Cette femme s'expose, elle se manifeste. Ce faisant, elle incarne l'un des principes majeurs de la vie en démocratie. Sous ce régime exigeant, le citoyen a le devoir de se manifester dans l'espace public, de dire ce qu'il est, de dénoncer les injustices dont il s'estime victime, d'exposer ses attentes. Cela ne va pas sans conflit, mais, comme l'écrivait Montesquieu, « toutes les fois qu'on verra tout le monde tranquille dans un État qui se donne le nom de République, on peut être assuré que la liberté n'y est pas ».
Face au voile intégral, nous ressentons un malaise ; nous nous arrêtons et regardons, intranquilles, passer ce grand morceau de mauvais drap. Est-ce là le trouble qu'attendait Montesquieu, cette manifestation-là à laquelle Marianne nous invite ? À ces deux questions, je réponds par la négative.
Que manifeste la porteuse du voile intégral ? De quoi cet objet est-il le signe ? Les motivations de cette pratique sont nombreuses, nos travaux au sein de la mission d'information l'ont assez démontré. Néanmoins quelle que soit leur diversité, le résultat seul importe : ce que nous voyons se manifester, c'est la soumission des femmes et le rejet de la République. Marianne et le voile intégral expriment des conceptions du monde très opposées.
Les défenseurs du voile intégral nous parlent de pudeur.
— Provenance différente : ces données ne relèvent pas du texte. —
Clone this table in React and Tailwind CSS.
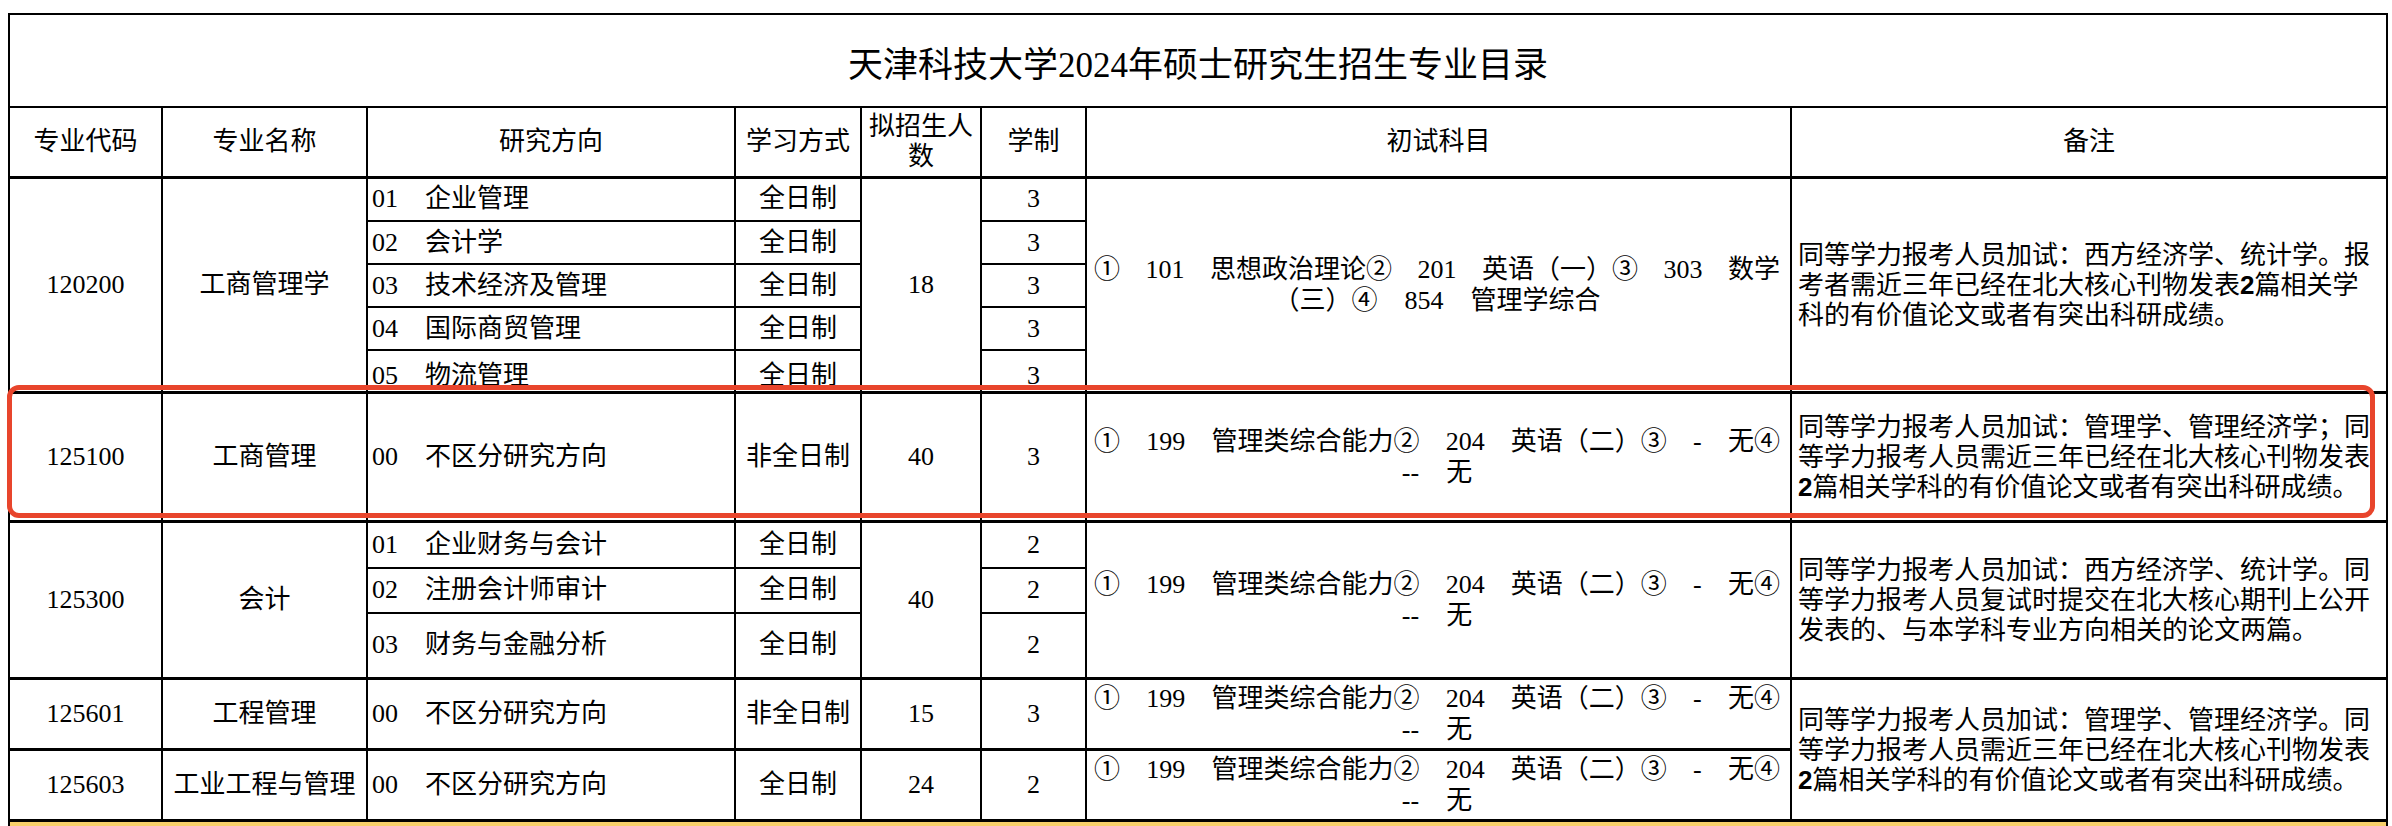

En démocratie, la pudeur consiste à considérer l'autre avant d'agir, de manière à ne rien faire qui puisse le gêner au-delà du sens commun. Dans notre pays, aller le visage découvert est encore la meilleure façon de passer inaperçu. Allez sous un voile intégral, tout le monde vous regardera, tout le monde vous jugera !
Que la porteuse manifeste sa foi, c'est à la fois vrai et faux. Vrai, elle manifeste sa foi ; faux, c'est un vêtement qui manifeste à sa place. Elle, elle a disparu, elle n'est plus rien, et certainement pas une femme pieuse que tout passant pourrait identifier comme telle. La femme s'est éteinte sous la foi. (Applaudissements sur de nombreux bancs du groupe SRC et sur divers bancs des groupes UMP et NC.)
Je voterai cette résolution. Elle rappelle tous les principes de la République. Celle-ci repose sur le primat de l'individu, la supériorité de ses droits sur les droits que certaines communautés s'arrogent pour soumettre leurs membres et leur dicter leur façon de penser et d'agir.
Qui, en France, aujourd'hui, connaît la Déclaration des droits de l'homme et du citoyen ? Qui est en mesure de dire ce qu'est une République ? Je ne crois pas que les femmes portant un voile intégral le sachent et le puissent, sinon elles n'abandonneraient pas une vie libre pour la vie d'une esclave.
Cette résolution devrait marquer la première étape d'un effort commun, d'un retour sur soi opéré par la République. Au sein de la mission, nous nous étions accordés sur la nécessité d'enseigner la démocratie à nos enfants, pour éviter le développement des pratiques discriminatoires, du communautarisme, du déni de solidarité.
Je ne me fais pas d'illusion sur ce moment solennel. Je m'en fais d'autant moins que cette résolution a perdu de sa portée, comme nos travaux de leur sérénité, par l'intervention constante d'éléments extérieurs qui ont perturbé, de leurs invectives et déclarations péremptoires, la recherche de consensus à laquelle nous oeuvrions. Je ne parlerai pas des débats sans rapport sur l'identité nationale et les minarets suisses. Ils se reconnaîtront, ceux qui, depuis le début, sans respect pour leurs collègues, c'est-à-dire pour le peuple français, agitent le voile intégral dans les médias, promettent une loi, invoquent l'urgence. La loi, l'interdiction, il n'a plus été question que de cela. Cette attitude dégrade notre parole.
Par la résolution, nous demandons aux Françaises et aux Français de renoncer à une pratique ridiculisant la liberté, violant le principe d'égalité, reniant toute idée de fraternité. Nous le demandons en cherchant à la comprendre, pour donner au malaise dont elle témoigne un autre débouché.
Ne serait-ce que pour cela, je m'oppose à l'interdiction générale du port du voile intégral dans l'espace public. Elle n'agirait que sur les conséquences du phénomène, pas sur ses causes : l'absence d'éducation civique, la ghettoïsation d'une part croissante de la société, la persistance des discriminations, l'inculture et l'ignorance d'une jeunesse sans repère. Le voile intégral est le fruit de tout cela. Ce n'est pas en supprimant un par un les symptômes d'une maladie qu'on la soigne ! (Applaudissements sur les bancs du groupe SRC et sur plusieurs bancs des groupes UMP et NC.)